The key word to mention here, in describing our fellows, is that they’re employees. They’ll be given the same benefits as the rest of our full-time staff, they’ll be recruited in a similar way as our staff and they’ll be made to feel more part of our team than fellows at other organizations might be.
We kicked off our annual Fall Member Drive today. The support of our members helps us to be changemakers in this industry. You’ve been with The 19th for more than six months now. How do you hope to continue to lead change within our organization over the next six months?
Part of being a 19th staff member is understanding that we’re not just building systems for the sake of our employees and audience, but for the betterment of the media industry as a whole.

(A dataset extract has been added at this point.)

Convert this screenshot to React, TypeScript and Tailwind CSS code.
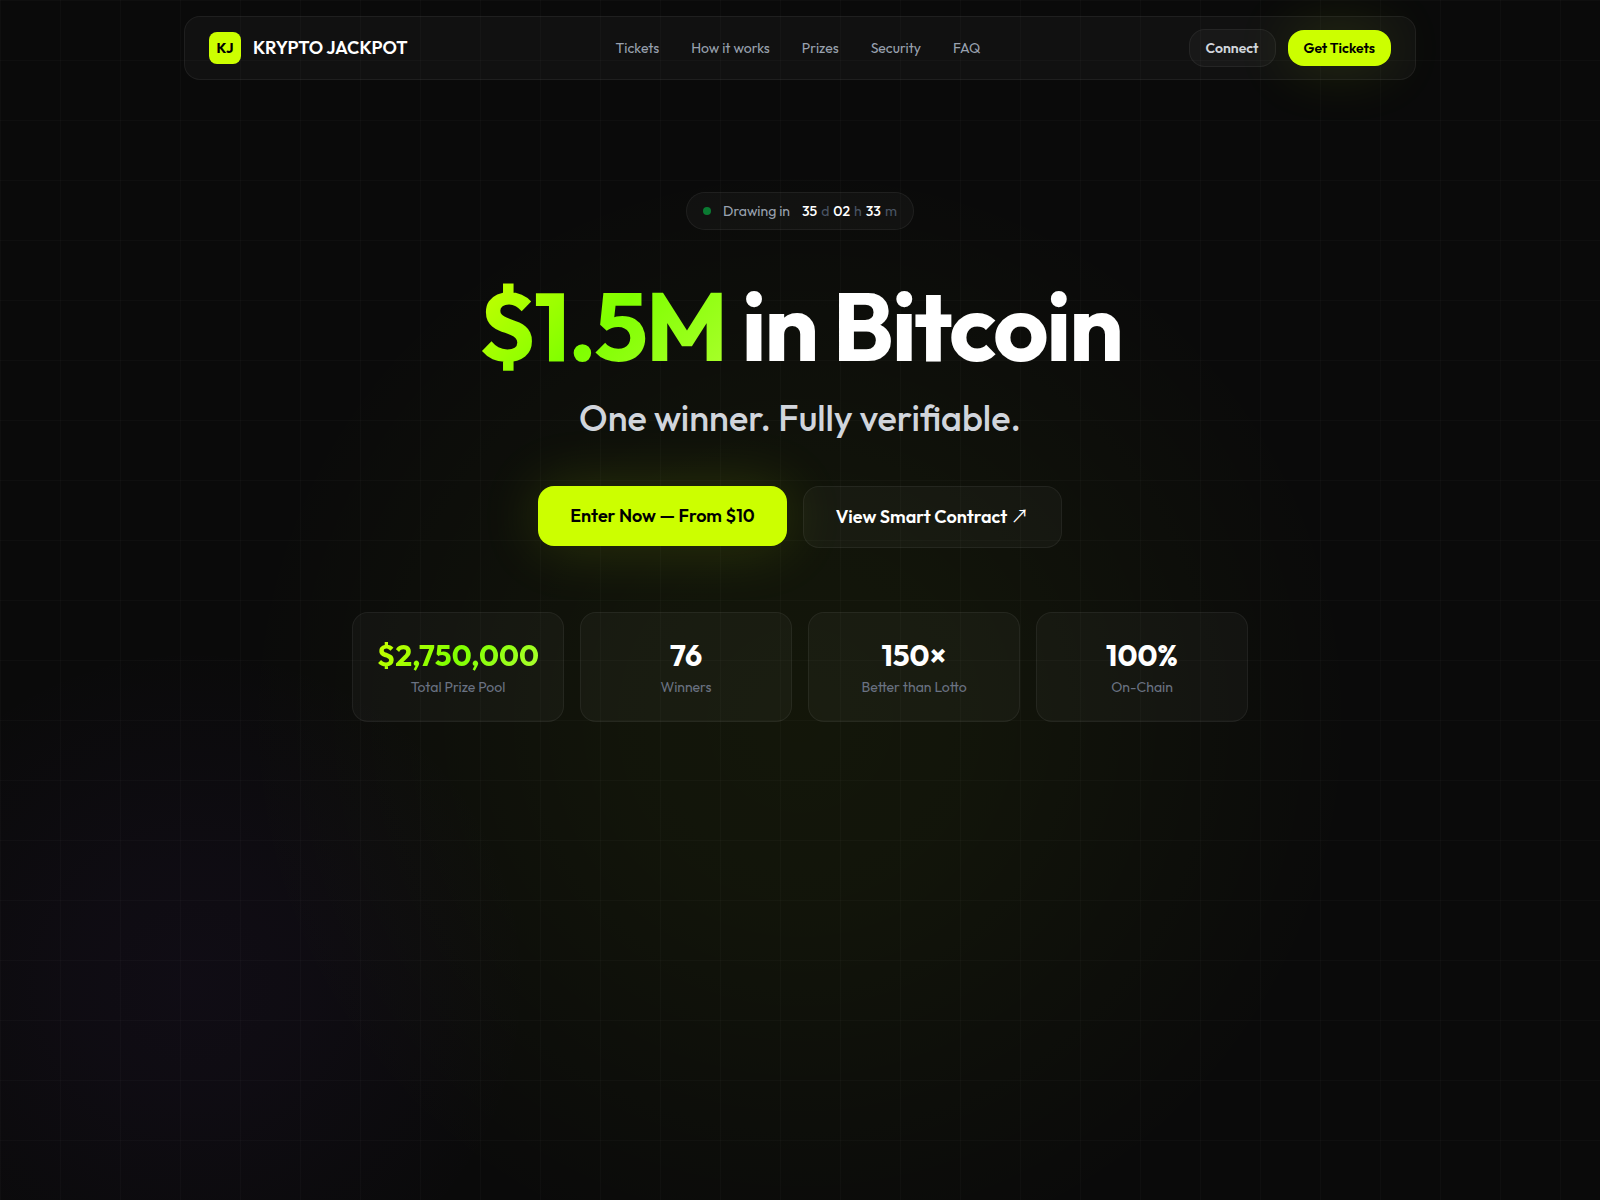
const navLinks = [
  { label: 'Tickets', href: '#tickets' },
  { label: 'How it works', href: '#how' },
  { label: 'Prizes', href: '#prizes' },
  { label: 'Security', href: '#security' },
  { label: 'FAQ', href: '#faq' }
];

const stats = [
  { value: '$2,750,000', label: 'Total Prize Pool', highlight: true },
  { value: '76', label: 'Winners' },
  { value: '150×', label: 'Better than Lotto' },
  { value: '100%', label: 'On-Chain' }
];

const countdown = [
  { value: '35', unit: 'd' },
  { value: '02', unit: 'h' },
  { value: '33', unit: 'm' }
];

const Navbar = () => (
  <header className="w-full max-w-[1280px] mx-auto px-6 pt-4">
    <nav className="flex items-center justify-between h-16 px-6 rounded-2xl border border-white/6 bg-white/3">
      <a href="#top" className="flex items-center gap-3">
        <span className="flex items-center justify-center size-8 rounded-lg bg-[#ccff00] text-black text-sm font-bold">
          KJ
        </span>
        <span className="text-lg font-semibold">KRYPTO JACKPOT</span>
      </a>

      <div className="flex items-center gap-8 text-sm text-gray-400">
        {navLinks.map((link) => (
          <a key={link.label} href={link.href}>
            {link.label}
          </a>
        ))}
      </div>

      <div className="flex items-center gap-3 text-sm font-semibold">
        <button className="px-4 py-2 rounded-2xl border border-white/6 bg-white/3 text-gray-300">
          Connect
        </button>
        <button className="px-4 py-2 rounded-2xl bg-[#ccff00] text-black shadow-[0_0_60px_rgba(204,255,0,0.15)]">
          Get Tickets
        </button>
      </div>
    </nav>
  </header>
);

const Countdown = () => (
  <div className="flex items-center gap-3 px-4 py-2 rounded-full border border-white/6 bg-white/3 text-sm">
    <span className="size-2 rounded-full bg-[#0a7a32]" />
    <span className="text-gray-400">Drawing in</span>
    <span className="flex gap-1 font-medium">
      {countdown.map(({ value, unit }) => (
        <span key={unit} className="flex gap-1">
          {value}
          <span className="font-normal text-gray-600">{unit}</span>
        </span>
      ))}
    </span>
  </div>
);

const Hero = () => (
  <main className="flex flex-col items-center px-6 pt-28 pb-16">
    <Countdown />

    <h1 className="mt-12 text-8xl leading-none font-bold tracking-tight text-center">
      <span className="bg-[linear-gradient(135deg,#ccff00_0%,#7fff00_50%,#adff2f_100%)] bg-clip-text text-transparent">
        $1.5M
      </span>{' '}
      in Bitcoin
    </h1>
    <p className="mt-6 text-4xl font-medium text-gray-300 text-center">One winner. Fully verifiable.</p>

    <div className="flex items-start gap-4 mt-12 text-lg font-semibold">
      <button className="px-8 py-4 rounded-2xl bg-[#ccff00] text-black shadow-[0_0_60px_rgba(204,255,0,0.15)]">
        Enter Now — From $10
      </button>
      <a href="#contract" className="px-8 py-4 rounded-2xl border border-white/6 bg-white/3">
        View Smart Contract{' '}
        <span className="leading-none font-normal font-['Noto_Sans_CJK_JP',sans-serif]">↗</span>
      </a>
    </div>

    <div className="grid grid-cols-4 gap-4 w-full max-w-4xl mt-16">
      {stats.map((stat) => (
        <div
          key={stat.label}
          className="flex flex-col items-center gap-1 p-6 rounded-2xl border border-white/6 bg-white/3"
        >
          <span
            className={
              stat.highlight
                ? 'text-3xl font-bold bg-[linear-gradient(135deg,#ccff00_0%,#7fff00_50%,#adff2f_100%)] bg-clip-text text-transparent'
                : 'text-3xl font-bold'
            }
          >
            {stat.value}
          </span>
          <span className="text-sm text-gray-500">{stat.label}</span>
        </div>
      ))}
    </div>
  </main>
);

export default function App() {
  return (
    <div className="min-h-screen bg-[#0a0a0a] bg-[radial-gradient(circle_at_50%_60%,rgba(190,255,0,0.05)_0,rgba(190,255,0,0.045)_180px,rgba(190,255,0,0.02)_380px,transparent_560px),radial-gradient(circle_at_12%_82%,rgba(128,60,220,0.05)_0,rgba(128,60,220,0.04)_120px,transparent_340px)] text-white font-[Outfit,sans-serif]">
      <div className="min-h-screen bg-[linear-gradient(rgba(255,255,255,0.02)_1px,transparent_1px),linear-gradient(90deg,rgba(255,255,255,0.02)_1px,transparent_1px)] bg-[size:60px_60px]">
        <Navbar />
        <Hero />
      </div>
    </div>
  );
}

The many challenges that our industry is facing — especially when it comes to creating diverse newsrooms and paying people more equitably — aren’t challenges to be faced in isolation.
In the next six months and onward, we aim to continue to be the proof of concept that others newsrooms might need to see before bringing a change to their own work. Our one-of-a-kind fellowship program will be a key example of this — but everything we do has always involved leading change in a field that desperately needs it.
For instance, our industry-leading policy of providing six-months paid leave for all new parents following a birth, adoption or foster placement reflects our investment in our staff. We trust that the investment will come back to us in some form — likely a more engaged employee who knows that we care deeply about them.
When it comes to our hiring process, we’re actively trying to prove that the so-called “diversity pipeline issue” is wrong. There’s no shortage of diverse talent in and around this industry, but there might be a lack of creativity in relying on one person’s connections to fill an open role. With every new hire comes an increasingly diverse applicant pool, so we’re already beginning to see what we’re doing right. We’re also showing the media industry what’s possible when you trust the brilliance of everyone you work with to move your newsroom into the future.